It will show up as an imgur link visited rather than a link with "seemydick" buried in it.
If someone is directly reviewing everything you look at, different story. ( and I might say, you've got some workplace problems already if that is the case )
I think that adding a call to action would be useful:
Now the government has the right to see your dick. If you want this to change, call your representative and tell him/her to vote againts the Patrioct Act reauthorization on June the 1st.
The entire premise of this is wrong. Research has shown that the majority of Americans favor allowing the government to take naked pictures of them, even if it doesn't result in extra safety. Jeffrey Rosen wrote an entire book about this called The Naked Crowd:
Indeed; we've already had this debate re: TSA body scanners. Most people are willing to compromise the exposure in exchange for assurance that they won't get blown up. Oliver's premise that this is the hinge on which the issue turns is a nice try but ultimately probably incorrect.
"The Ivy League nude posture photos were taken in the 1940s through the 1970s of all incoming freshmen at certain Ivy League and Seven Sisters colleges (as well as Swarthmore), ostensibly to gauge the rate and severity of rickets, scoliosis, and lordosis in the population.[1][2] Harvard previously had its own such program by the 1880s.[2] The larger project was run by William Herbert Sheldon and Earnest Albert Hooton, who may have been using the data to support their theory on body types and social hierarchy.
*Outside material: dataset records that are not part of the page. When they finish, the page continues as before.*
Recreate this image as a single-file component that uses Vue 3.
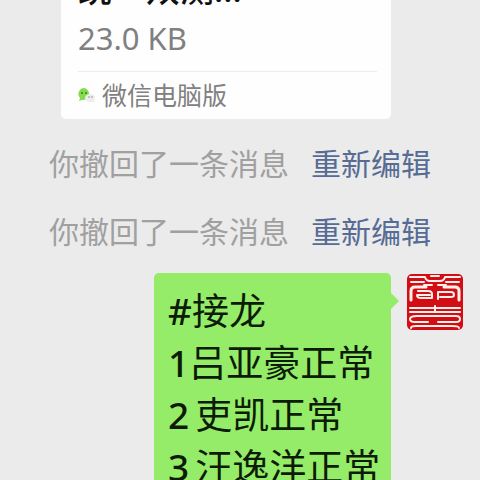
<template>
  <main class="chat">
    <a class="file-card" href="#file">
      <div class="file-name">统一双测...</div>
      <div class="file-size">23.0 KB</div>
      <div class="file-source">
        <svg class="source-icon" viewBox="0 0 18 16" aria-hidden="true">
          <path d="M6 0a6 6 0 0 0-4 10l-1 3 3-1a6 6 0 1 0 2-12z" fill="#83dc4d" />
          <ellipse cx="12" cy="10" rx="5" ry="4" fill="#ededed" />
          <path d="M14 13l3 2-1-3z" fill="#ededed" />
          <circle cx="4" cy="5" r="1" fill="#3f7d2c" />
          <circle cx="8" cy="5" r="1" fill="#3f7d2c" />
          <circle cx="11" cy="9" r="1" fill="#b5b5b5" />
          <circle cx="14" cy="9" r="1" fill="#b5b5b5" />
        </svg>
        <span>微信电脑版</span>
      </div>
    </a>

    <p v-for="notice in notices" :key="notice.id" class="notice">
      <span>{{ notice.text }}</span>
      <button type="button" class="notice-edit">{{ notice.action }}</button>
    </p>

    <section class="message">
      <div class="bubble">
        <div v-for="line in lines" :key="line.text" class="bubble-line">
          <span class="mark" :class="{ spaced: line.spaced }">{{ line.mark }}</span>
          <span>{{ line.text }}</span>
        </div>
      </div>
      <svg class="avatar" viewBox="0 0 58 58" aria-hidden="true">
        <rect x="1" y="1" width="56" height="56" rx="5" fill="#d20d14" />
        <g fill="none" stroke="#fbefec" stroke-width="3" stroke-linecap="round" stroke-linejoin="round">
          <path d="M4 4H19Q20 8 24 8H34Q38 8 39 4H54M25 3H33" stroke-width="2" />
          <path d="M5 9H18M40 9H53M18 12H26M32 12H40" stroke-width="2" />
          <path d="M5 27V18Q5 14 9 14H20M53 27V18Q53 14 49 14H38" />
          <path d="M12 18H22Q26 18 26 21V25H15Q11 25 11 22H24" stroke-width="2" />
          <path d="M32 26V19H45Q48 19 48 22Q48 24 45 24H34" stroke-width="2" />
          <path d="M4 35H54M29 33V38M4 39H54" stroke-width="2" />
          <path d="M11 43H50Q54 43 54 46M11 43Q4 43 4 46Q4 49 9 49H22M32 49H50Q54 49 54 46" stroke-width="2" />
          <path d="M5 55Q5 53 10 53H46Q53 53 53 55" stroke-width="2" />
        </g>
      </svg>
    </section>
  </main>
</template>

<script setup>
const notices = [
  { id: 1, text: '你撤回了一条消息', action: '重新编辑' },
  { id: 2, text: '你撤回了一条消息', action: '重新编辑' }
]

const lines = [
  { mark: '#', text: '接龙', spaced: false },
  { mark: '1', text: '吕亚豪正常', spaced: false },
  { mark: '2', text: '吏凯正常', spaced: true },
  { mark: '3', text: '汪逸洋正常', spaced: true }
]
</script>

<style>
body {
  background: #ebebeb;
}
</style>

<style scoped>
.chat {
  box-sizing: border-box;
  height: 100vh;
  overflow: hidden;
  font-family: "Noto Sans", "Noto Sans CJK SC", sans-serif;
}

.file-card {
  display: block;
  margin: 0 89px 0 61px;
  padding: 0 14px 0 17px;
  border-radius: 0 0 5px 5px;
  background: #fefefe;
  color: #808080;
  text-decoration: none;
}

/* The name is scrolled past the top edge */
.file-name {
  display: flex;
  align-items: flex-end;
  height: 16px;
  overflow: hidden;
  color: #111;
  font-size: 34px;
  font-weight: 500;
  line-height: 54px;
}

.file-size {
  height: 55px;
  font-size: 31px;
  line-height: 44px;
}

.file-source {
  display: flex;
  align-items: center;
  gap: 6px;
  height: 47px;
  border-top: 1px solid #ededed;
  font-size: 25px;
  line-height: 47px;
}

.source-icon {
  width: 18px;
  height: 16px;
}

.notice {
  display: flex;
  justify-content: center;
  gap: 22px;
  margin: 22px 0 0;
  color: #a0a0a0;
  font-size: 30px;
  line-height: 46px;
}

.notice-edit {
  padding: 0;
  border: 0;
  background: none;
  color: #576b95;
  font: inherit;
  cursor: pointer;
}

.message {
  display: flex;
  justify-content: flex-end;
  align-items: flex-start;
  gap: 15px;
  margin-top: 18px;
  padding-right: 16px;
}

.bubble {
  position: relative;
  box-sizing: border-box;
  width: 237px;
  padding: 12px 0 16px 14px;
  border-radius: 5px;
  background: #95ec69;
  color: #0c1c07;
  font-size: 37px;
  line-height: 52px;
}

.bubble::after {
  content: "";
  position: absolute;
  top: 20px;
  left: 100%;
  border: 8px solid transparent;
  border-right-width: 0;
  border-left-color: #95ec69;
}

.bubble-line {
  display: flex;
  white-space: nowrap;
}

.mark {
  font-weight: 500;
}

.spaced {
  margin-right: 6px;
}

.avatar {
  flex: none;
  width: 58px;
  height: 58px;
}
</style>
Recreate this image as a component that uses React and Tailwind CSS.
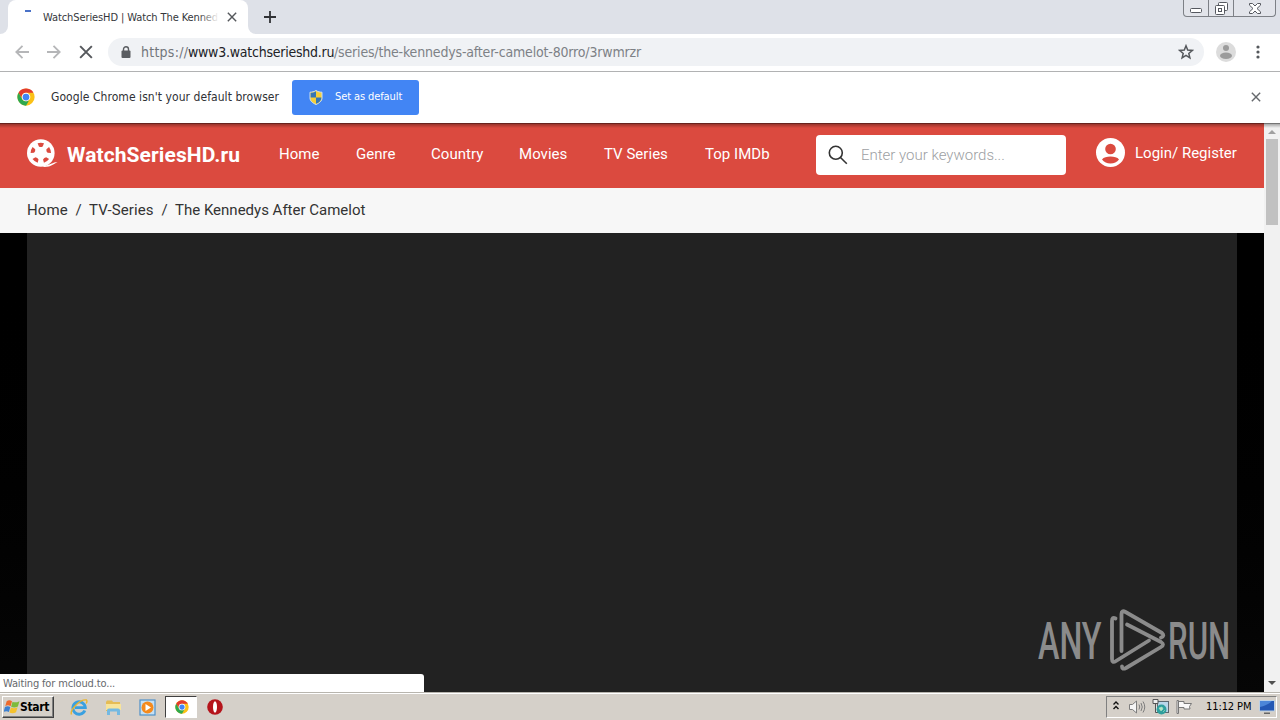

What remained of the images were transferred to the Smithsonian and most were destroyed between 1995 and 2001.[1][3]"
John Oliver made it pretty clear in his street interviews that people were unanimously uncomfortable with the US government collecting and storing dick pics.
While I have not read the book you linked, I think the dick pic premise captures the extent of the NSA's programs quite well and frames the issue in a down-to-earth way. It lets people see the domestic side of the issue, which is the difference between "Edward Snowden is a traitor who has compromised our national security" to "holy shit, the NSA is invading my privacy wtf..."
What I mean is "Oh noes the NSA may be chilling effect on unwanted dick pics that stuff my inbox" could be a strong pro-NSA selling point to a very large portion of the public.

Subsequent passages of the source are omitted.